Following the devastating world war, Paris was, according to cultural historian Tyler Stovall, in a “state of transition between a vanished past and an uncertain future.” New York, on the other hand, was a city of progress and expansion in the 1920s, transformed in a few short decades by waves of immigrants, new corporate business practices, and revolutionary advances in transportation, communications, and building technologies. As the cultural status quo shifted, New York architects and designers in the 1920s and '30s studied the newest ideas emanating from Paris's expositions, studios, and fashion houses but responded with their own “made in New York” versions. As financial magnet and, later, refuge from a second world war, New York also lured a generation of talented Parisian émigrés who revolutionized its fashion magazines, innovated stage design, and transformed American cuisine.
Two international expositions—one held in Paris in 1925 and one in New York in 1939/40—bracket one of the most intense and influential chapters in the love affair between these two world capitals and vividly represent the shifting balance of influence between them. During this period the interchange between Paris and New York was never simple, comprising in equal measure admiration and envy, respect and rivalry. New Yorkers began to shed their feelings of New World inferiority in the face of Paris's vaunted cultural traditions, and Paris increasingly looked to New York as the freshly vibrant center of modern culture, best represented by jazz and skyscrapers, whether built of steel and stone or imagined by artists, illustrators, and movie-makers. By the beginning of World War II, New York had created its own fusion of art, commerce, and industry, transforming itself from a city of national stature into an international capital that rivaled—and in some spheres bypassed—Paris in worldwide cultural influence.

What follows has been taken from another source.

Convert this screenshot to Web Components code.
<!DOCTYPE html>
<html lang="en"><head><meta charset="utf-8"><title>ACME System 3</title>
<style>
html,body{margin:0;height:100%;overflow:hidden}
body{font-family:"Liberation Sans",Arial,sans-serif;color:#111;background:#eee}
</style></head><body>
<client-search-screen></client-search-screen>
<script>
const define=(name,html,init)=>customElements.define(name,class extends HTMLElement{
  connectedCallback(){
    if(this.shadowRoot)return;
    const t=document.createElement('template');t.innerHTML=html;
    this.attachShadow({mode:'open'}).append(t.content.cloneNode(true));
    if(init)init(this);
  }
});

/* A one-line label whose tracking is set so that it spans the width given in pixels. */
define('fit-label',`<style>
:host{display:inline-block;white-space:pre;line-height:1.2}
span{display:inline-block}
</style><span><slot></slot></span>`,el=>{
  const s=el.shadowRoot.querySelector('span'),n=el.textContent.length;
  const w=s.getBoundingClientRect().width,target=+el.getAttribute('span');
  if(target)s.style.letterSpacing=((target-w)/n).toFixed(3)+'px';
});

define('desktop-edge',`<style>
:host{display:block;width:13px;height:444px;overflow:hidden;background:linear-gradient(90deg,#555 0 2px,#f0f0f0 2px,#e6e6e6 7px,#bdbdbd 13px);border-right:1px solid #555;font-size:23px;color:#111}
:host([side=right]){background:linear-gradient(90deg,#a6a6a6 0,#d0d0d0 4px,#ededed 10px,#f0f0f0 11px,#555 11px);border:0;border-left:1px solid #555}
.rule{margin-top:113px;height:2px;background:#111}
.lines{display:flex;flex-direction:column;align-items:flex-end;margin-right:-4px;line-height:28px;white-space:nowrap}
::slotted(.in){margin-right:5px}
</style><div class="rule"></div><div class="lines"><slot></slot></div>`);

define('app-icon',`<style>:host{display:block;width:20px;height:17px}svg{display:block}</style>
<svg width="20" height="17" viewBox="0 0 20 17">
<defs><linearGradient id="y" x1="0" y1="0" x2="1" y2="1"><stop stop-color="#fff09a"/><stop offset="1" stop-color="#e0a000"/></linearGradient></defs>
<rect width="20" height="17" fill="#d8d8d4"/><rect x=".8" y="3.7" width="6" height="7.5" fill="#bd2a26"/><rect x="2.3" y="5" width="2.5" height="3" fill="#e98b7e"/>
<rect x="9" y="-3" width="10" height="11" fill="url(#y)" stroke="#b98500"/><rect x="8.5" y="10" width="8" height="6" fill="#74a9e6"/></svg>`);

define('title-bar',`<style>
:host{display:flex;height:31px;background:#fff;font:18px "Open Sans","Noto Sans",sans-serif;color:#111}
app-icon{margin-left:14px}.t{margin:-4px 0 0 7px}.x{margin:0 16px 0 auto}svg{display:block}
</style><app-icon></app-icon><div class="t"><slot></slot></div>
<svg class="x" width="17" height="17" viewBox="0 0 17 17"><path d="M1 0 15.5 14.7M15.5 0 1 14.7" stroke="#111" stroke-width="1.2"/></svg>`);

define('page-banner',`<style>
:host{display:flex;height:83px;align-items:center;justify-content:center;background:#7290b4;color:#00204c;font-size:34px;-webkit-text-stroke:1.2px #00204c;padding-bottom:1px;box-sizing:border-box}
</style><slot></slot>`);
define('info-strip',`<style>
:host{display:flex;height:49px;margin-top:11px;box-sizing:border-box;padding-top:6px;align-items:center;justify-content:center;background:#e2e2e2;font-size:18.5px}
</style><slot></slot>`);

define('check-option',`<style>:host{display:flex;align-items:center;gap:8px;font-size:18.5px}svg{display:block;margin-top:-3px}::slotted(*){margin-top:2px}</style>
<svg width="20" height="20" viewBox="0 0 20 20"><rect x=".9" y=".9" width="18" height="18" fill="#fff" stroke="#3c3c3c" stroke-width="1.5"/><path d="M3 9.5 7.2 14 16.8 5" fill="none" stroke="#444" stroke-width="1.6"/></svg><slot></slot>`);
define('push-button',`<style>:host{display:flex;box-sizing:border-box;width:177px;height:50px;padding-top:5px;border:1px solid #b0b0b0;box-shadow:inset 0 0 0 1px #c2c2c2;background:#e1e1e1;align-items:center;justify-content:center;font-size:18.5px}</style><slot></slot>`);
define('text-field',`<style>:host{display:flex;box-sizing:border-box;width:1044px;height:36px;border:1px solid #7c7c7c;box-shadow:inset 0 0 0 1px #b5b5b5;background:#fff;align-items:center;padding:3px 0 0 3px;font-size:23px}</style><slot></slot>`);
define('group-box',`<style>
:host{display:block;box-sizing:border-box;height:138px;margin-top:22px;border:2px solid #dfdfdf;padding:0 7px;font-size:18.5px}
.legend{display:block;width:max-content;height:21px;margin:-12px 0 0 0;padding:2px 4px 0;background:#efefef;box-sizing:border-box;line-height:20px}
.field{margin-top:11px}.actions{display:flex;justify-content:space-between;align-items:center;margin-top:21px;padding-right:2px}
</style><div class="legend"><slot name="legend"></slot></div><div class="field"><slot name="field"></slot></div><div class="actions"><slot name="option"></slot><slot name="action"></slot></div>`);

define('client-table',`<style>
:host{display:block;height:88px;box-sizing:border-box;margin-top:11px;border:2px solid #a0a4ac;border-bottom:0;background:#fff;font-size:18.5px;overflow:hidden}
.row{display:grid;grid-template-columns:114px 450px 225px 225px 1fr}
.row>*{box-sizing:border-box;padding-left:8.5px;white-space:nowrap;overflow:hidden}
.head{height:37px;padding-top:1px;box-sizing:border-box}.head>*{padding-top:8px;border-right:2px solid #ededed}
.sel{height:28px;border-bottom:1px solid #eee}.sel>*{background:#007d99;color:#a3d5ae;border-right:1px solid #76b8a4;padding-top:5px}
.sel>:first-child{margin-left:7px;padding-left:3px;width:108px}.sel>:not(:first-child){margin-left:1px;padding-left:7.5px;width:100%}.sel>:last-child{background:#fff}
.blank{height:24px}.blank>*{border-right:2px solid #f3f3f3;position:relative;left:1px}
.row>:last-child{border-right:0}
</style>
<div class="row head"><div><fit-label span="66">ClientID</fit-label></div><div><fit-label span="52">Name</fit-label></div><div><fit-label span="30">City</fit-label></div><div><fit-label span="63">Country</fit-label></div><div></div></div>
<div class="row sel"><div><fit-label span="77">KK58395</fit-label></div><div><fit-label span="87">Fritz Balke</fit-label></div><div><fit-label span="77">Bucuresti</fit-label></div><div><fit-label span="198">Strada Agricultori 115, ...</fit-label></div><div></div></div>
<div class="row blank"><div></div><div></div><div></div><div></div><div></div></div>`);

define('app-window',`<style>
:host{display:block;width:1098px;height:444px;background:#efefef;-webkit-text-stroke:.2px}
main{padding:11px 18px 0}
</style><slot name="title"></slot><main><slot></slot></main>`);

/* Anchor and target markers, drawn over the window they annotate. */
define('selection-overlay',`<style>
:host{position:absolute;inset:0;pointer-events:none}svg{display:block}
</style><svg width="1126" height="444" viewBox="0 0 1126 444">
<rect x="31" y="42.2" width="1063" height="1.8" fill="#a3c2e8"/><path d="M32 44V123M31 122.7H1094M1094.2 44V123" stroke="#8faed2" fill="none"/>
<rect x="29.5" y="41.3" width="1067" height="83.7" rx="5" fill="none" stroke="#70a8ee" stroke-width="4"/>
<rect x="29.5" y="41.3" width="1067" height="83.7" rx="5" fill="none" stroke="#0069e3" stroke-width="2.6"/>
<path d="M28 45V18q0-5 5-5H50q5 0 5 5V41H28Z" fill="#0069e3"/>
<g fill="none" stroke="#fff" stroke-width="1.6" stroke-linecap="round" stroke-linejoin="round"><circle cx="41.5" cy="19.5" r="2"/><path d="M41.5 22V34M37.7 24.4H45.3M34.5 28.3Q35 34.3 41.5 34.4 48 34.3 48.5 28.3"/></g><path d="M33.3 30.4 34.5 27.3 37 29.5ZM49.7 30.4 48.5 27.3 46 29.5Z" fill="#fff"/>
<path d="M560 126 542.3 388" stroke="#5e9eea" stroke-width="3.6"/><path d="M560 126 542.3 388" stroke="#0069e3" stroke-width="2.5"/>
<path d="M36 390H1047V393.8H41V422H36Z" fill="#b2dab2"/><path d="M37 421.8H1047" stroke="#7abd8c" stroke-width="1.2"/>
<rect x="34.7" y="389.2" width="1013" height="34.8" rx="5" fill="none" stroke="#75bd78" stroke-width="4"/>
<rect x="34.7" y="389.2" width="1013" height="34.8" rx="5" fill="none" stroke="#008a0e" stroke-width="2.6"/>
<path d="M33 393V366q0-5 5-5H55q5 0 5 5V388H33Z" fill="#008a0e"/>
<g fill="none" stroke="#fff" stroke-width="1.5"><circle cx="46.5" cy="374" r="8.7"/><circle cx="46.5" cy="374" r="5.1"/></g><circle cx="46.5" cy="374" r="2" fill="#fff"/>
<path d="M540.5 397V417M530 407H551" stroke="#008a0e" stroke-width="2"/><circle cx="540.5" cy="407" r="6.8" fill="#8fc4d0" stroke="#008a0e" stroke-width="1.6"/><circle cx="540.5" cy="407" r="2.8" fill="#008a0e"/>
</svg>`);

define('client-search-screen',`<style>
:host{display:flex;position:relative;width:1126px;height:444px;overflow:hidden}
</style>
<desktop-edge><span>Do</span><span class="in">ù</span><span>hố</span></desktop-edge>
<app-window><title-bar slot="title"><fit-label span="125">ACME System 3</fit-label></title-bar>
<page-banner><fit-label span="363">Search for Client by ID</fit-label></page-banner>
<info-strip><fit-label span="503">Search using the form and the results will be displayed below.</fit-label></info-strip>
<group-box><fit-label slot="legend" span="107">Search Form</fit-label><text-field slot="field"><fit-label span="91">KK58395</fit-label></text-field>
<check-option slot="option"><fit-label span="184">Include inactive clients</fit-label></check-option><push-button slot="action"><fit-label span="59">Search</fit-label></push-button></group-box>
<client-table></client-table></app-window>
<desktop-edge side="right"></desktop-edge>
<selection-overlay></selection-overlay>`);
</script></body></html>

The dialogue between Paris and New York in the 1920s and '30s continues to shape each city even today. New York remains a center of dance, gastronomy, and modern art, largely as a result of pre-World War II Parisian émigrés, with a dynamic fashion industry that rose in spirited response to Parisian couture—itself still thriving as luxury brands sold in stylish boutiques throughout New York. The skyscrapers of La Défense, which were built on the outskirts of Paris starting in the 1960s, have Manhattanized the City of Light. The impact of American popular culture, initiated by the invasion of jazz during World War I, remains strong. Paris and New York, as well as France and the United States, confront the ramifications of what composer George Antheil called the “giant spiral” that unites them as multiethnic cities and nations. Yet, as much as Paris and New York gained individually, it is the intensity and velocity of the interwar dialogue between them that remains a compelling model for international collaborations in a global culture.